Some movies hit you first through your ears. Jesus Christ Superstar was one of those movies for me. Before I ever saw Norman Jewison’s wild, sun-bleached film version of the 1970 rock opera, I grew up with the record spinning on the turntable, over and over, courtesy of my mom. She was a huge fan. It was part of the background noise of my childhood—the good kind. So there’s no way I can talk about this movie without acknowledging the strong scent of nostalgia hanging over it like incense in a high school auditorium production of Godspell.
Here’s the thing: I’m not religious. Never have been. But this soundtrack—this utterly bananas, wonderfully indulgent ‘70s rock spectacle—somehow drilled straight into my brain and planted roots. The guitars, the orchestrations, the barely-contained madness of it all. It was always less about Jesus and more about the vibe.
Jewison’s film adaptation gets that. It leans hard into that vibe. And I love it for that. Filmed in the Israeli desert, using ancient ruins as a stage and framing it all like some post-hippie, anti-pageant theater camp road trip, this is a film that feels less like a religious experience and more like an acid trip someone decided to stage for an audience of disaffected theology majors. That’s a compliment.
The conceit is brilliant in its weirdness: a busload of actors arrives at an old fortress, disembark, and begin performing the musical as the camera rolls. There’s no attempt to hide the seams—modern clothes, microphones, machine guns, tanks. If there were any fourth walls, they’ve long since crumbled. It’s that self-awareness—combined with the film’s utter commitment to its tone—that makes Superstar work better than it should.
And what a tone it is.
Carl Anderson’s Judas is the heart of the thing. Charismatic, anguished, furious—he dances, he broods, he belts “Heaven on Their Minds” like he’s trying to warn the audience and himself. Ted Neeley’s Jesus is… well, ethereal. Sometimes vacant. But when he opens up in “Gethsemane,” it’s raw and unfiltered, one of the most effective rock ballads of spiritual burnout ever captured on film. Yvonne Elliman’s Mary Magdalene is lovely, if underused—her “I Don’t Know How to Love Him” has aged better than most love songs from that era.
There’s also something oddly delightful about watching professional dancers leap around on ancient stone walls while wearing tie-dye and platform sandals. The choreography is peak 1970s—equal parts earnest and awkward. I love it. I genuinely love the parade of talent on the rocks, spinning and singing in what must’ve been blistering heat, all in the name of this lo-fi passion play with a Marshall stack.
But here’s the thing I can’t get past—and it’s not really a problem with the film so much as with the musical itself: Act II is a structural disaster.

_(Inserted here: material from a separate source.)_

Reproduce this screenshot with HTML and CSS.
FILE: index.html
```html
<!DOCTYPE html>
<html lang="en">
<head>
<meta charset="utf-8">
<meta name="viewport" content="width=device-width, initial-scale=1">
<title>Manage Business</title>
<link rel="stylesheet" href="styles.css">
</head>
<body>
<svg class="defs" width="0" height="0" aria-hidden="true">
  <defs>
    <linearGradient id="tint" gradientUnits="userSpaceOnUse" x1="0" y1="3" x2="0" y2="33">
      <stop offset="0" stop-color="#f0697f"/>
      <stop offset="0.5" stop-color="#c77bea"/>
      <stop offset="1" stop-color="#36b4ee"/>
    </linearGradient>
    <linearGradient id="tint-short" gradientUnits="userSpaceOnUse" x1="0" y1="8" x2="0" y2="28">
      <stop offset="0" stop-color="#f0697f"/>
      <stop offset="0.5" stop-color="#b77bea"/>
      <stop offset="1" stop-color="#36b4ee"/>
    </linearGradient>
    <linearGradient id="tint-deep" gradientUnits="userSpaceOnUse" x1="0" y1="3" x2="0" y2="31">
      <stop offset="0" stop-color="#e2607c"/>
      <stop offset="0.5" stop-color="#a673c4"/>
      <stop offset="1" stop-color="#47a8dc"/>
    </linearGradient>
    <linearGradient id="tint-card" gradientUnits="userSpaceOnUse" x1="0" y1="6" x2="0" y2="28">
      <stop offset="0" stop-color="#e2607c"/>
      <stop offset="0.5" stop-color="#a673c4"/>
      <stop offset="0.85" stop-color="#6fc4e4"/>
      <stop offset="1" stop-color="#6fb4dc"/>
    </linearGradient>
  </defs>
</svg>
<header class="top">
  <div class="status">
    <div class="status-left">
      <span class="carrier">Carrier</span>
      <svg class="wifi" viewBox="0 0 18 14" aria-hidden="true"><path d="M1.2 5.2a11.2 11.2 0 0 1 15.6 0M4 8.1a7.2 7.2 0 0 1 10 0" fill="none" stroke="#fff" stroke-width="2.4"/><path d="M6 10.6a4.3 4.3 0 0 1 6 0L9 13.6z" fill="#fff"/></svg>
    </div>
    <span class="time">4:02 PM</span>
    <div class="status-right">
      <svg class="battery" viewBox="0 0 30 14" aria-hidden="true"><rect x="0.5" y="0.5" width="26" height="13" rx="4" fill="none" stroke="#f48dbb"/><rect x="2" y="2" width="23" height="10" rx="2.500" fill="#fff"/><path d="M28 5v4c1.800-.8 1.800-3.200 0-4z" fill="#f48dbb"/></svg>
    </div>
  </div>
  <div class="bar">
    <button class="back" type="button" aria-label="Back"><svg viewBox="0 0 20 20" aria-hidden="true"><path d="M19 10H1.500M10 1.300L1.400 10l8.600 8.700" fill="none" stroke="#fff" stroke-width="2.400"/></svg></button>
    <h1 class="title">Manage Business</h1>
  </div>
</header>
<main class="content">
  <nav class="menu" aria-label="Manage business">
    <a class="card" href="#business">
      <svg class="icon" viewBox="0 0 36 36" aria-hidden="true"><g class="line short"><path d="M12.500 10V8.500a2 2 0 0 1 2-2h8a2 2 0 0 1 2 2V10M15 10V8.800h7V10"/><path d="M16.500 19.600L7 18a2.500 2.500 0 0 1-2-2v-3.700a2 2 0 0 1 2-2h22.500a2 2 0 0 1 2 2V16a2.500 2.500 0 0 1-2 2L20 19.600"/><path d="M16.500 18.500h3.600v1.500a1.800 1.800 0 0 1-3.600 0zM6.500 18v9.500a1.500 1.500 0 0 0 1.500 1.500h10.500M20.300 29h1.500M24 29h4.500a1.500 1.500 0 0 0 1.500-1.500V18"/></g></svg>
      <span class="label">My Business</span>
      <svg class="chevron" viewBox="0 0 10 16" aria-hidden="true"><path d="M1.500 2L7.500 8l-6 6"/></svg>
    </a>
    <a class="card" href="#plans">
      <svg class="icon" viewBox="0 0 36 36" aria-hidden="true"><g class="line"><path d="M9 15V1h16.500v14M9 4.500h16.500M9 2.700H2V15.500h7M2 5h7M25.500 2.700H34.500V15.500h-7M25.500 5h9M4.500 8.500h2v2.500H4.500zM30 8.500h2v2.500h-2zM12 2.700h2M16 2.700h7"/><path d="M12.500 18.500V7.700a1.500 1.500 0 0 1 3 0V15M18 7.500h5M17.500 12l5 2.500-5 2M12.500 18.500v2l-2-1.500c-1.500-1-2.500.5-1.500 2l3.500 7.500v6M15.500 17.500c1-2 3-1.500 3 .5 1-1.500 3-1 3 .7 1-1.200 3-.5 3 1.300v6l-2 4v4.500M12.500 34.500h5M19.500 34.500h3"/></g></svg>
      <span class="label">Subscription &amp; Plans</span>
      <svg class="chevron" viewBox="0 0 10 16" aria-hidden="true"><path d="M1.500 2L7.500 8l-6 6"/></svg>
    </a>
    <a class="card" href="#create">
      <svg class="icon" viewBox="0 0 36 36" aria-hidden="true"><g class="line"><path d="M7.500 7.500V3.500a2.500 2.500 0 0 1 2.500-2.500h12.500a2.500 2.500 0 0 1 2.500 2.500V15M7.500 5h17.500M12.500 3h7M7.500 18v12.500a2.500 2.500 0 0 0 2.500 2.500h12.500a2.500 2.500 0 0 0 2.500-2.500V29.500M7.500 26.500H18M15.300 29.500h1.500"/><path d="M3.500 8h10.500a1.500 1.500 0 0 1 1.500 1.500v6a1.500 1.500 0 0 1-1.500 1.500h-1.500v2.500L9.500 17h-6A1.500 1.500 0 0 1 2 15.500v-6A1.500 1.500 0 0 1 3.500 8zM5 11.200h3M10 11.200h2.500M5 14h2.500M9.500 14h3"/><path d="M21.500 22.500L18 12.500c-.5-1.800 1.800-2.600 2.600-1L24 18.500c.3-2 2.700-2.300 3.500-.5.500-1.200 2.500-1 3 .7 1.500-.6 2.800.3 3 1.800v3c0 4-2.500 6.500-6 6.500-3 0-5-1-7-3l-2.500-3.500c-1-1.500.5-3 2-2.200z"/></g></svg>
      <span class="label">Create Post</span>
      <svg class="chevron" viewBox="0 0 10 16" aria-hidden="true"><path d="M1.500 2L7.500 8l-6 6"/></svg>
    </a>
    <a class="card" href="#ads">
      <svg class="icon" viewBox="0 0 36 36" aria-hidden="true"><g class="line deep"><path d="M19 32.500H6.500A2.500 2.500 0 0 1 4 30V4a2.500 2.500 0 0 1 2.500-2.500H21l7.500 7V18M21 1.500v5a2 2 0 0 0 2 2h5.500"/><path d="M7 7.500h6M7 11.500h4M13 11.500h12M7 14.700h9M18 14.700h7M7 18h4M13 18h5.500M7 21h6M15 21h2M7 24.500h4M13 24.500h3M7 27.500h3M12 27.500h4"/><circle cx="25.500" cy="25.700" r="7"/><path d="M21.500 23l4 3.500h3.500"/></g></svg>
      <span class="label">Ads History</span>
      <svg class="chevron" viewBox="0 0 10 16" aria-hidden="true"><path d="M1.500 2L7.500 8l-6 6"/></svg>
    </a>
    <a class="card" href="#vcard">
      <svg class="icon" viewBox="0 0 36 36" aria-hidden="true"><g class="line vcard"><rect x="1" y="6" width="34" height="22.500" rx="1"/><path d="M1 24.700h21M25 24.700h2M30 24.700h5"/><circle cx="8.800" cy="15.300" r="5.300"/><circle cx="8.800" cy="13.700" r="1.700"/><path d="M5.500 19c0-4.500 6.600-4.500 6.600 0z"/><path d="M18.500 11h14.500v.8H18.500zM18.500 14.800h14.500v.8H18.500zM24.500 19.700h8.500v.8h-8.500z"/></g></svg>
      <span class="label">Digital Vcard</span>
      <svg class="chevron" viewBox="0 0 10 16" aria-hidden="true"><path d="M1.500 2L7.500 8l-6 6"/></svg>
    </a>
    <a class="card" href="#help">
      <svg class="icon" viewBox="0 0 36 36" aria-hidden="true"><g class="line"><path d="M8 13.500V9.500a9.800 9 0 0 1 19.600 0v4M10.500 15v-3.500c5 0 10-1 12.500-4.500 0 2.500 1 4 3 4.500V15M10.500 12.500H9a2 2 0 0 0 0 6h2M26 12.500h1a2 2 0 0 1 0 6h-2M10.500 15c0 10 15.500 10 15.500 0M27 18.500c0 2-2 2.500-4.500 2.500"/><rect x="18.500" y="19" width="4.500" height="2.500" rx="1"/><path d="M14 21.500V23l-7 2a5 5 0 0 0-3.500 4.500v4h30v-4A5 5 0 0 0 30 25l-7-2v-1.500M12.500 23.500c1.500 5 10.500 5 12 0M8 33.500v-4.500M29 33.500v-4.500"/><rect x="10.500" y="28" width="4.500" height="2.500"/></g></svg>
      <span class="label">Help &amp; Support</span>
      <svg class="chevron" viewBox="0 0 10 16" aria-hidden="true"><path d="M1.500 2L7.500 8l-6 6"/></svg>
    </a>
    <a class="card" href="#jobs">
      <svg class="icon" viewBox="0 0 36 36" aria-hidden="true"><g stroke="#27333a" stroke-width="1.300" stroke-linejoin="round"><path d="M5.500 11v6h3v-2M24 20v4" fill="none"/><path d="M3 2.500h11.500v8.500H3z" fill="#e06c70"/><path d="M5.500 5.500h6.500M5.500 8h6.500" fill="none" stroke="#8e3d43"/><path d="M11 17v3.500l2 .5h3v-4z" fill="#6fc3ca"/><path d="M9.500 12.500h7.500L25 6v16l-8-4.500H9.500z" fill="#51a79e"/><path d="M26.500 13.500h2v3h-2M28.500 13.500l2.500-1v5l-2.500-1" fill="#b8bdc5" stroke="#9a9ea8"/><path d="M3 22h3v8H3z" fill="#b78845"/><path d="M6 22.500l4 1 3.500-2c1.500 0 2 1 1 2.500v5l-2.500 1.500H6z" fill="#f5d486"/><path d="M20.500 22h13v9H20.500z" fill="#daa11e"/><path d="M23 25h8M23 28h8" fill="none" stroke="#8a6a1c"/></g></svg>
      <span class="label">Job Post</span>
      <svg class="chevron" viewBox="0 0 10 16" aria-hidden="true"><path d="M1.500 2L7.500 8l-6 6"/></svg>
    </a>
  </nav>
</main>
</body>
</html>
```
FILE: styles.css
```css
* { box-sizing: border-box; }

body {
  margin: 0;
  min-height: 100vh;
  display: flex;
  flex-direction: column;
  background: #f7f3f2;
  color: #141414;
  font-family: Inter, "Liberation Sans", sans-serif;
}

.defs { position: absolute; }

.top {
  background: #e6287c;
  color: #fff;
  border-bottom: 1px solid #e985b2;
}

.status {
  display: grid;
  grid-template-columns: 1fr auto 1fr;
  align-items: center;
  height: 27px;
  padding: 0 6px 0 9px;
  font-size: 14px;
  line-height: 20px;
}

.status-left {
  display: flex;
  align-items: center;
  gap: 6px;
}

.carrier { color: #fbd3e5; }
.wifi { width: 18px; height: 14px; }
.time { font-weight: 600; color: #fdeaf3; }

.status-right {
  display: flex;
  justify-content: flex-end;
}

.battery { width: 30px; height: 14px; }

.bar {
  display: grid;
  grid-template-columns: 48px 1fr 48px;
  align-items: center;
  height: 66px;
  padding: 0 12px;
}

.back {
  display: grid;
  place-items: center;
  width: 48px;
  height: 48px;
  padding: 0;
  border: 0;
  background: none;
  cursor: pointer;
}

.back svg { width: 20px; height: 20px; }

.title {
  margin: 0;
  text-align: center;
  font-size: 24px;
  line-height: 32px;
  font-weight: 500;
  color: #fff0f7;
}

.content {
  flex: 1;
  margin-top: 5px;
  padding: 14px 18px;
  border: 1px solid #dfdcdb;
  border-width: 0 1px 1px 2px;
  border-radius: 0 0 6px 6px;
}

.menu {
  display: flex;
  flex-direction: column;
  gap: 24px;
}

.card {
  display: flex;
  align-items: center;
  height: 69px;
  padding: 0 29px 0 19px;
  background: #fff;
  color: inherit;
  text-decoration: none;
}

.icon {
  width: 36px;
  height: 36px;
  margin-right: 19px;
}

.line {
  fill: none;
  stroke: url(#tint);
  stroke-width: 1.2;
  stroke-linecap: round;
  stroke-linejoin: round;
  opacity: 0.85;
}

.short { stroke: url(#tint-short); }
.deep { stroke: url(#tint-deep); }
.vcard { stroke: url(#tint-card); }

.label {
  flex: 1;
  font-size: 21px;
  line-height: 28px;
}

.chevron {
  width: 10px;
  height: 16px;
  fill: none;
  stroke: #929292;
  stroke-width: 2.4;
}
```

The first half of Jesus Christ Superstar moves. It builds tension. It crackles with energy and conflict. Judas’s arc, Jesus’s rising notoriety, the uneasy swell of rebellion—it’s there. But after Herod’s Song (which is a glitter-drenched fever dream and arguably the highlight of the entire movie), the wheels come off. The pacing crumbles. The emotional momentum gets weirdly slack. There are songs, yes, but they’re more like prolonged sighs than dramatic turns. It’s like Webber and Rice just ran out of steam but didn’t know how to end things gracefully.
So we get the crucifixion, of course. And it’s fine. But the juice is gone. Judas’s return in the title number is a jolt of energy, sure, but it’s too little, too late. That second act just doesn’t earn the pathos it thinks it does.
Still, even with its structural problems, the film manages to land as something unique and oddly timeless. It’s hard to imagine a major studio signing off on something this odd today—certainly not something that opens with a group of actors unloading a bus in the desert and ends with the camera lingering on a crucifix silhouetted against a sunset.
And maybe that’s the point. This isn’t a literal telling of the Gospel. It’s a cultural relic, filtered through the haze of 1970s counterculture, rock and roll, and performative protest. It’s not about belief. It’s about expression. It’s about wrestling with faith in a language that sounds like an electric guitar melting down in the middle of a sermon.
I love it. Warts and all. It’s flawed, messy, and totally unhinged—but it’s also one of the most honest pieces of musical cinema from its era. A time capsule. A fever dream. A nostalgia hit with a killer soundtrack.
And honestly? That’s more than enough.